In 1985, he began his computer comeback with the launch of Asymetrix, a software company that produces tools for creating multimedia computer programs. Then he invested $10 million in Sky Pix, a brave but ill-fated attempt to develop a digital satellite television system for delivering new types of entertainment services to the home.
Last year, Allen raised more than a few eyebrows when he announced that he would spend $100 million over 10 years to sponsor a pure research organization modeled on the legendary Xerox Palo Alto Research Center, better known as PARC. Called Interval Research Inc. and also located in Palo Alto, the organization aims to solve some of the big technology problems associated with handling great masses of data--including video, pictures and text--via cheap and easy-to-use devices.
While Interval will not itself commercialize products, it aims to provide the seeds for spin-off companies that will bring technologies to market. Allen has also formed a company called Starwave, a secretive research concern that is also believed to be working on multimedia communications technologies.

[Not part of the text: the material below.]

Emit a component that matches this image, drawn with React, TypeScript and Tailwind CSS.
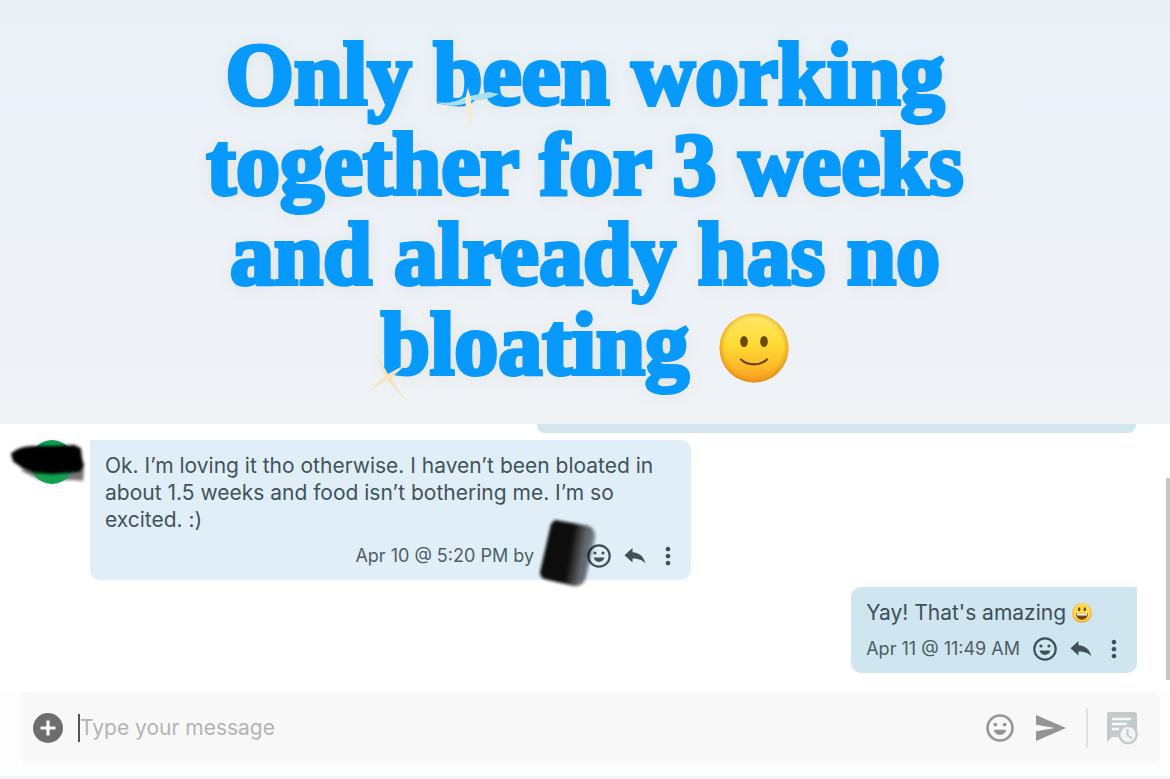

“He has his eye on being the mogul of interactive entertainment technology,” said Denise Caruso, editor of the newsletter Digital Media. “He certainly has his eye on the right area, but we’ve seen a lot of giant players declare their interest, and it will be difficult for smaller players to assert themselves.”
Allen’s record is less than stellar to date. Asymetrix has been at best a modest success, and Sky Pix was a flop. Few computer-industry entrepreneurs, in fact, have succeeded in building more than one important company.
But some say Allen believes that he has something to prove, since Gates, his former Harvard schoolmate, has gotten all the credit for Microsoft’s success. Though the two have apparently patched up any differences--Allen rejoined the Microsoft board in 1990--at least some forms of rivalry remain: Both men are building exotic multimillion-dollar homes down the lake from one another near Seattle.